● EXERCISE AIM
Gather up the lines that contain "React".
────
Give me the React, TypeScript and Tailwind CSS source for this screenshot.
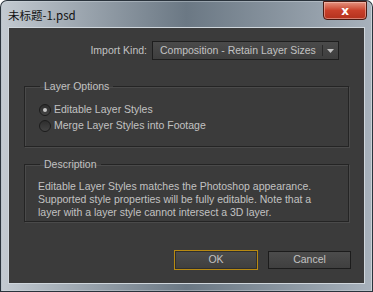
import React, { useState } from "react";

const font = { fontFamily: '"Liberation Sans", Arial, sans-serif' };

function Radio({ checked, label, onClick }: { checked: boolean; label: string; onClick: () => void }) {
  return (
    <button type="button" onClick={onClick} className="flex items-center gap-[3px] h-[16px] text-[10.5px] text-[#c2c2c2]">
      <span className="w-[12px] h-[12px] rounded-full border border-[#1c1c1c] bg-gradient-to-b from-[#2e2e2e] to-[#444] flex items-center justify-center">
        {checked && <span className="w-[4px] h-[4px] rounded-full bg-[#c8c8c8]" />}
      </span>
      <span>{label}</span>
    </button>
  );
}

function Group({ title, className, children }: { title: string; className?: string; children: React.ReactNode }) {
  return (
    <fieldset className={"border border-[#242424] shadow-[inset_1px_1px_0_#4a4a4a,1px_1px_0_#4a4a4a] px-[13px] " + (className ?? "")}>
      <legend className="ml-[2px] px-[4px] text-[10.5px] text-[#c2c2c2] leading-[14px]">{title}</legend>
      {children}
    </fieldset>
  );
}

export default function App() {
  const [editable, setEditable] = useState(true);

  return (
    <div style={font} className="w-[373px] h-[292px] bg-[#2a333c] p-[1px] rounded-t-[7px]">
      <div className="w-full h-full rounded-t-[6px] bg-gradient-to-r from-[#c3cad1] via-[#6b7884] to-[#a7b1bb] flex flex-col border border-[#d8dee4]/40">
        {/* title bar */}
        <div className="h-[25px] flex items-start justify-between">
          <span
            className="pl-[6px] pt-[5px] text-[11.5px] leading-[16px] text-[#111]"
            style={{ fontFamily: '"Noto Sans CJK SC", "Liberation Sans", sans-serif' }}
          >
            未标题-1.psd
          </span>
          <div className="mr-[4px] mt-[-1px] w-[44px] h-[19px] rounded-b-[4px] border border-[#4a1a12] bg-gradient-to-b from-[#e3927f] via-[#c8402a] to-[#b4311d] shadow-[inset_0_0_0_1px_rgba(255,220,210,0.45)] flex items-center justify-center">
            <span className="text-white text-[12px] font-bold leading-none" style={{ fontFamily: '"DejaVu Sans", sans-serif' }}>x</span>
          </div>
        </div>

        {/* content */}
        <div className="flex-1 mx-[6px] mb-[6px] border border-[#cfd6dc] bg-[#3b3b3b] flex flex-col">
          <div className="flex items-center justify-end pr-[25px] mt-[13px] gap-[5px]">
            <span className="text-[10.5px] text-[#c2c2c2] whitespace-nowrap">Import Kind:</span>
            <div className="w-[187px] h-[19px] border border-[#1e1e1e] bg-gradient-to-b from-[#4a4a4a] to-[#3e3e3e] flex items-center text-[10.5px] text-[#c2c2c2]">
              <span className="flex-1 pl-[7px] whitespace-nowrap">Composition - Retain Layer Sizes</span>
              <span className="w-px h-[11px] bg-[#2a2a2a]" />
              <span className="w-[15px] flex justify-center">
                <svg width="7" height="4" viewBox="0 0 7 4"><path d="M0 0h7L3.5 4z" fill="#c2c2c2" /></svg>
              </span>
            </div>
          </div>

          <Group title="Layer Options" className="mx-[15px] mt-[19px] h-[68px] pt-[9px]">
            <div className="flex flex-col items-start pl-[1px]">
              <Radio checked={editable} label="Editable Layer Styles" onClick={() => setEditable(true)} />
              <Radio checked={!editable} label="Merge Layer Styles into Footage" onClick={() => setEditable(false)} />
            </div>
          </Group>

          <Group title="Description" className="mx-[15px] mt-[10px] h-[65px] pt-[9px]">
            <p className="pl-[0px] text-[10.5px] leading-[13px] text-[#c2c2c2] whitespace-nowrap">
              Editable Layer Styles matches the Photoshop appearance.
              <br />
              Supported style properties will be fully editable. Note that a
              <br />
              layer with a layer style cannot intersect a 3D layer.
            </p>
          </Group>

          <div className="flex justify-end gap-[10px] pr-[13px] mt-[28px]">
            <button className="w-[84px] h-[20px] border border-[#b88a12] bg-[#2e2e2e] p-px">
              <span className="w-full h-full flex items-center justify-center bg-gradient-to-b from-[#4c4c4c] to-[#3f3f3f] text-[10.5px] text-[#c2c2c2]">OK</span>
            </button>
            <button className="w-[83px] h-[18px] mt-px border border-[#1c1c1c] bg-gradient-to-b from-[#4c4c4c] to-[#3f3f3f] flex items-center justify-center text-[10.5px] text-[#c2c2c2]">
              Cancel
            </button>
          </div>
        </div>
      </div>
    </div>
  );
}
────
● OUTPUT OF THE EXERCISE
Give me the React, TypeScript and Tailwind CSS source for this screenshot.
import React, { useState } from "react";
function Group({ title, className, children }: { title: string; className?: string; children: React.ReactNode }) {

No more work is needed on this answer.